What you have to do — Without changing a character, return the entries, but not the images they hold.

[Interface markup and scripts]
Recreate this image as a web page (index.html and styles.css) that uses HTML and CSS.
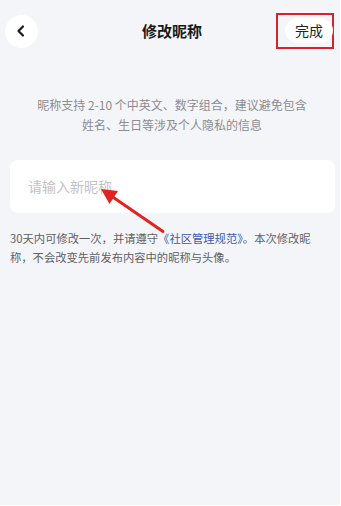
FILE: index.html
```html
<!DOCTYPE html>
<html lang="zh-CN">
<head>
<meta charset="utf-8">
<title>修改昵称</title>
<link rel="stylesheet" href="styles.css">
</head>
<body>
<div class="page">
  <header class="header">
    <div class="back">
      <svg width="14" height="14" viewBox="0 0 14 14"><path d="M9 2.5 L4.5 7 L9 11.5" fill="none" stroke="#1a1a1a" stroke-width="2.2" stroke-linecap="round" stroke-linejoin="round"/></svg>
    </div>
    <div class="title">修改昵称</div>
    <div class="done-wrap">
      <div class="mark">
        <div class="done">完成</div>
      </div>
    </div>
  </header>
  <p class="desc">昵称支持 2-10 个中英文、数字组合，建议避免包含<br>姓名、生日等涉及个人隐私的信息</p>
  <div class="input">请输入新昵称</div>
  <p class="notice">30天内可修改一次，并请遵守<span class="link">《社区管理规范》</span>。本次修改昵<br>称，不会改变先前发布内容中的昵称与头像。</p>
  <svg class="arrow" width="340" height="505" viewBox="0 0 340 505">
    <line x1="163" y1="231.5" x2="112" y2="196.5" stroke="#e32222" stroke-width="3" stroke-linecap="round"/>
    <polygon points="101,189 118,191 109.5,204" fill="#e32222"/>
  </svg>
</div>
</body>
</html>
```
FILE: styles.css
```css
* { box-sizing: border-box; }
html, body { margin: 0; padding: 0; background: #ffffff; }
body {
  font-family: "Noto Sans CJK SC", "Noto Sans", sans-serif;
}
.page {
  position: relative;
  width: 340px;
  height: 505px;
  background: #f4f5f9;
  overflow: hidden;
}
.header {
  display: grid;
  grid-template-columns: 1fr auto 1fr;
  align-items: center;
  padding: 13px 6px 0 5px;
  height: 49px;
}
.back {
  width: 33px;
  height: 33px;
  border-radius: 50%;
  background: #ffffff;
  display: flex;
  align-items: center;
  justify-content: center;
}
.back svg { margin-left: -1px; }
.title {
  font-size: 15px;
  font-weight: 700;
  color: #1a1a1a;
  padding-left: 5px;
  line-height: 20px;
}
.done-wrap { display: flex; justify-content: flex-end; }
.mark {
  border: 2px solid #d7222b;
  padding: 3px 0 4px 7px;
  width: 58px;
  height: 36px;
}
.done {
  width: 48px;
  height: 25px;
  border-radius: 13px;
  background: #ffffff;
  font-size: 14px;
  line-height: 25px;
  text-align: center;
  color: #222;
}
.desc {
  margin: 46px 0 0 0;
  text-align: center;
  font-size: 12px;
  line-height: 20px;
  color: #8c8c91;
  padding-left: 4px;
}
.input {
  margin: 25px 5px 0 10px;
  height: 53px;
  border-radius: 8px;
  background: #ffffff;
  padding-left: 18px;
  font-size: 14px;
  line-height: 53px;
  color: #c3c3c7;
}
.notice {
  margin: 16px 0 0 0;
  padding: 0 10px;
  font-size: 11.3px;
  line-height: 19px;
  color: #5f5f64;
}
.link { color: #3b58b0; }
.arrow {
  position: absolute;
  left: 0;
  top: 0;
  pointer-events: none;
}
```
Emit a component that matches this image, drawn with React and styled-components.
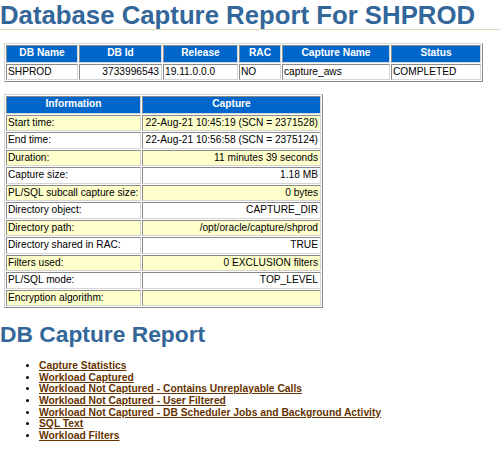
import React from "react";
import styled, { createGlobalStyle } from "styled-components";

const GlobalStyle = createGlobalStyle`
body {
  margin: 0;
  background: #ffffff;
  color: #000000;
  font-family: "Liberation Sans", Arial, Helvetica, sans-serif;
}
`;

const summaryCols = [
    { title: "DB Name", width: 72 },
    { title: "DB Id", width: 83, right: true },
    { title: "Release", width: 75 },
    { title: "RAC", width: 42 },
    { title: "Capture Name", width: 108 },
    { title: "Status", width: 90 },
];

const summaryRow = ["SHPROD", "3733996543", "19.11.0.0.0", "NO", "capture_aws", "COMPLETED"];

const infoRows = [
    ["Start time:", "22-Aug-21 10:45:19 (SCN = 2371528)"],
    ["End time:", "22-Aug-21 10:56:58 (SCN = 2375124)"],
    ["Duration:", "11 minutes 39 seconds"],
    ["Capture size:", "1.18 MB"],
    ["PL/SQL subcall capture size:", "0 bytes"],
    ["Directory object:", "CAPTURE_DIR"],
    ["Directory path:", "/opt/oracle/capture/shprod"],
    ["Directory shared in RAC:", "TRUE"],
    ["Filters used:", "0 EXCLUSION filters"],
    ["PL/SQL mode:", "TOP_LEVEL"],
    ["Encryption algorithm:", ""],
];

const links = [
    "Capture Statistics",
    "Workload Captured",
    "Workload Not Captured - Contains Unreplayable Calls",
    "Workload Not Captured - User Filtered",
    "Workload Not Captured - DB Scheduler Jobs and Background Activity",
    "SQL Text",
    "Workload Filters",
];

const App = () => {
    return (
        <>
        <GlobalStyle />
        <Title>Database Capture Report For SHPROD</Title>

        <Table $width={479} $top={13}>
            <tbody>
                <tr>
                    {summaryCols.map((c) => (
                        <Th key={c.title} $width={c.width}>{c.title}</Th>
                    ))}
                </tr>
                <tr>
                    {summaryRow.map((v, i) => (
                        <Td key={i} $right={summaryCols[i].right}>{v}</Td>
                    ))}
                </tr>
            </tbody>
        </Table>

        <Table $width={319} $top={12}>
            <tbody>
                <tr>
                    <Th $width={135}>Information</Th>
                    <Th $width={179}>Capture</Th>
                </tr>
                {infoRows.map((row, i) => (
                    <tr key={row[0]}>
                        <Td $shade={i % 2 === 0}>{row[0]}</Td>
                        <Td $shade={i % 2 === 0} $right>{row[1]}</Td>
                    </tr>
                ))}
            </tbody>
        </Table>

        <SubTitle>DB Capture Report</SubTitle>
        <LinkList>
            {links.map((l) => (
                <li key={l}><ReportLink href="#">{l}</ReportLink></li>
            ))}
        </LinkList>
        </>
    );
};

const Title = styled.h1`
margin: 0;
padding-top: 1px;
font-size: 25.75px;
font-weight: bold;
line-height: 28px;
color: #336699;
border-bottom: 1px solid #d9d9b6;
`;

const SubTitle = styled.h2`
margin: 13px 0 0 0;
font-size: 22.8px;
font-weight: bold;
line-height: 26px;
color: #336699;
`;

const Table = styled.table`
margin-top: ${(p) => p.$top}px;
margin-left: 4px;
width: ${(p) => p.$width}px;
table-layout: fixed;
border-collapse: separate;
border-spacing: 1px;
border: 1px solid;
border-color: #d4d4d4 #8a8a8a #8a8a8a #d4d4d4;
`;

const Th = styled.th`
box-sizing: border-box;
width: ${(p) => p.$width}px;
padding: 1px 4px 2px 4px;
font-size: 10.2px;
line-height: 12.5px;
font-weight: bold;
color: #ffffff;
background: #0066cc;
text-align: center;
border: 1px solid;
border-color: #8a8a8a #d4d4d4 #d4d4d4 #8a8a8a;
white-space: nowrap;
`;

const Td = styled.td`
box-sizing: border-box;
padding: 1px 2px 1px 1px;
font-size: 10.2px;
line-height: 12.5px;
height: 16.5px;
color: #000000;
background: ${(p) => (p.$shade ? "#ffffcc" : "#ffffff")};
text-align: ${(p) => (p.$right ? "right" : "left")};
vertical-align: top;
border: 1px solid;
border-color: #8a8a8a #d4d4d4 #d4d4d4 #8a8a8a;
white-space: nowrap;
overflow: hidden;
`;

const LinkList = styled.ul`
margin: 13px 0 0 0;
padding-left: 39px;
font-size: 10.3px;
line-height: 11.67px;
list-style: disc;
`;

const ReportLink = styled.a`
font-weight: bold;
color: #663300;
text-decoration: underline;
`;

export default App;
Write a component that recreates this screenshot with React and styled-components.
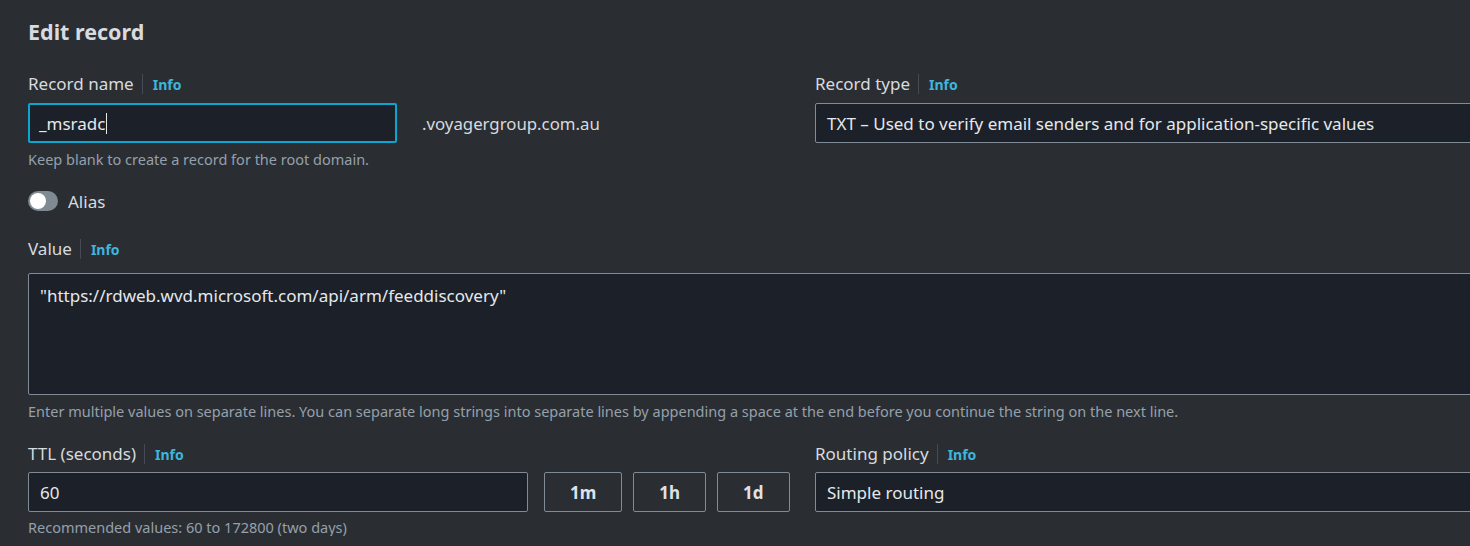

Solution below —
Recreate this image as a web page (index.html and styles.css) that uses HTML and CSS.
FILE: index.html
```html
<!DOCTYPE html>
<html lang="zh-CN">
<head>
<meta charset="utf-8">
<title>修改昵称</title>
<link rel="stylesheet" href="styles.css">
</head>
<body>
<div class="page">
  <header class="header">
    <div class="back">
      <svg width="14" height="14" viewBox="0 0 14 14"><path d="M9 2.5 L4.5 7 L9 11.5" fill="none" stroke="#1a1a1a" stroke-width="2.2" stroke-linecap="round" stroke-linejoin="round"/></svg>
    </div>
    <div class="title">修改昵称</div>
    <div class="done-wrap">
      <div class="mark">
        <div class="done">完成</div>
      </div>
    </div>
  </header>
  <p class="desc">昵称支持 2-10 个中英文、数字组合，建议避免包含<br>姓名、生日等涉及个人隐私的信息</p>
  <div class="input">请输入新昵称</div>
  <p class="notice">30天内可修改一次，并请遵守<span class="link">《社区管理规范》</span>。本次修改昵<br>称，不会改变先前发布内容中的昵称与头像。</p>
  <svg class="arrow" width="340" height="505" viewBox="0 0 340 505">
    <line x1="163" y1="231.5" x2="112" y2="196.5" stroke="#e32222" stroke-width="3" stroke-linecap="round"/>
    <polygon points="101,189 118,191 109.5,204" fill="#e32222"/>
  </svg>
</div>
</body>
</html>
```
FILE: styles.css
```css
* { box-sizing: border-box; }
html, body { margin: 0; padding: 0; background: #ffffff; }
body {
  font-family: "Noto Sans CJK SC", "Noto Sans", sans-serif;
}
.page {
  position: relative;
  width: 340px;
  height: 505px;
  background: #f4f5f9;
  overflow: hidden;
}
.header {
  display: grid;
  grid-template-columns: 1fr auto 1fr;
  align-items: center;
  padding: 13px 6px 0 5px;
  height: 49px;
}
.back {
  width: 33px;
  height: 33px;
  border-radius: 50%;
  background: #ffffff;
  display: flex;
  align-items: center;
  justify-content: center;
}
.back svg { margin-left: -1px; }
.title {
  font-size: 15px;
  font-weight: 700;
  color: #1a1a1a;
  padding-left: 5px;
  line-height: 20px;
}
.done-wrap { display: flex; justify-content: flex-end; }
.mark {
  border: 2px solid #d7222b;
  padding: 3px 0 4px 7px;
  width: 58px;
  height: 36px;
}
.done {
  width: 48px;
  height: 25px;
  border-radius: 13px;
  background: #ffffff;
  font-size: 14px;
  line-height: 25px;
  text-align: center;
  color: #222;
}
.desc {
  margin: 46px 0 0 0;
  text-align: center;
  font-size: 12px;
  line-height: 20px;
  color: #8c8c91;
  padding-left: 4px;
}
.input {
  margin: 25px 5px 0 10px;
  height: 53px;
  border-radius: 8px;
  background: #ffffff;
  padding-left: 18px;
  font-size: 14px;
  line-height: 53px;
  color: #c3c3c7;
}
.notice {
  margin: 16px 0 0 0;
  padding: 0 10px;
  font-size: 11.3px;
  line-height: 19px;
  color: #5f5f64;
}
.link { color: #3b58b0; }
.arrow {
  position: absolute;
  left: 0;
  top: 0;
  pointer-events: none;
}
```
Emit a component that matches this image, drawn with React and styled-components.
import React from "react";
import styled, { createGlobalStyle } from "styled-components";

const GlobalStyle = createGlobalStyle`
body {
  margin: 0;
  background: #ffffff;
  color: #000000;
  font-family: "Liberation Sans", Arial, Helvetica, sans-serif;
}
`;

const summaryCols = [
    { title: "DB Name", width: 72 },
    { title: "DB Id", width: 83, right: true },
    { title: "Release", width: 75 },
    { title: "RAC", width: 42 },
    { title: "Capture Name", width: 108 },
    { title: "Status", width: 90 },
];

const summaryRow = ["SHPROD", "3733996543", "19.11.0.0.0", "NO", "capture_aws", "COMPLETED"];

const infoRows = [
    ["Start time:", "22-Aug-21 10:45:19 (SCN = 2371528)"],
    ["End time:", "22-Aug-21 10:56:58 (SCN = 2375124)"],
    ["Duration:", "11 minutes 39 seconds"],
    ["Capture size:", "1.18 MB"],
    ["PL/SQL subcall capture size:", "0 bytes"],
    ["Directory object:", "CAPTURE_DIR"],
    ["Directory path:", "/opt/oracle/capture/shprod"],
    ["Directory shared in RAC:", "TRUE"],
    ["Filters used:", "0 EXCLUSION filters"],
    ["PL/SQL mode:", "TOP_LEVEL"],
    ["Encryption algorithm:", ""],
];

const links = [
    "Capture Statistics",
    "Workload Captured",
    "Workload Not Captured - Contains Unreplayable Calls",
    "Workload Not Captured - User Filtered",
    "Workload Not Captured - DB Scheduler Jobs and Background Activity",
    "SQL Text",
    "Workload Filters",
];

const App = () => {
    return (
        <>
        <GlobalStyle />
        <Title>Database Capture Report For SHPROD</Title>

        <Table $width={479} $top={13}>
            <tbody>
                <tr>
                    {summaryCols.map((c) => (
                        <Th key={c.title} $width={c.width}>{c.title}</Th>
                    ))}
                </tr>
                <tr>
                    {summaryRow.map((v, i) => (
                        <Td key={i} $right={summaryCols[i].right}>{v}</Td>
                    ))}
                </tr>
            </tbody>
        </Table>

        <Table $width={319} $top={12}>
            <tbody>
                <tr>
                    <Th $width={135}>Information</Th>
                    <Th $width={179}>Capture</Th>
                </tr>
                {infoRows.map((row, i) => (
                    <tr key={row[0]}>
                        <Td $shade={i % 2 === 0}>{row[0]}</Td>
                        <Td $shade={i % 2 === 0} $right>{row[1]}</Td>
                    </tr>
                ))}
            </tbody>
        </Table>

        <SubTitle>DB Capture Report</SubTitle>
        <LinkList>
            {links.map((l) => (
                <li key={l}><ReportLink href="#">{l}</ReportLink></li>
            ))}
        </LinkList>
        </>
    );
};

const Title = styled.h1`
margin: 0;
padding-top: 1px;
font-size: 25.75px;
font-weight: bold;
line-height: 28px;
color: #336699;
border-bottom: 1px solid #d9d9b6;
`;

const SubTitle = styled.h2`
margin: 13px 0 0 0;
font-size: 22.8px;
font-weight: bold;
line-height: 26px;
color: #336699;
`;

const Table = styled.table`
margin-top: ${(p) => p.$top}px;
margin-left: 4px;
width: ${(p) => p.$width}px;
table-layout: fixed;
border-collapse: separate;
border-spacing: 1px;
border: 1px solid;
border-color: #d4d4d4 #8a8a8a #8a8a8a #d4d4d4;
`;

const Th = styled.th`
box-sizing: border-box;
width: ${(p) => p.$width}px;
padding: 1px 4px 2px 4px;
font-size: 10.2px;
line-height: 12.5px;
font-weight: bold;
color: #ffffff;
background: #0066cc;
text-align: center;
border: 1px solid;
border-color: #8a8a8a #d4d4d4 #d4d4d4 #8a8a8a;
white-space: nowrap;
`;

const Td = styled.td`
box-sizing: border-box;
padding: 1px 2px 1px 1px;
font-size: 10.2px;
line-height: 12.5px;
height: 16.5px;
color: #000000;
background: ${(p) => (p.$shade ? "#ffffcc" : "#ffffff")};
text-align: ${(p) => (p.$right ? "right" : "left")};
vertical-align: top;
border: 1px solid;
border-color: #8a8a8a #d4d4d4 #d4d4d4 #8a8a8a;
white-space: nowrap;
overflow: hidden;
`;

const LinkList = styled.ul`
margin: 13px 0 0 0;
padding-left: 39px;
font-size: 10.3px;
line-height: 11.67px;
list-style: disc;
`;

const ReportLink = styled.a`
font-weight: bold;
color: #663300;
text-decoration: underline;
`;

export default App;
Write a component that recreates this screenshot with React and styled-components.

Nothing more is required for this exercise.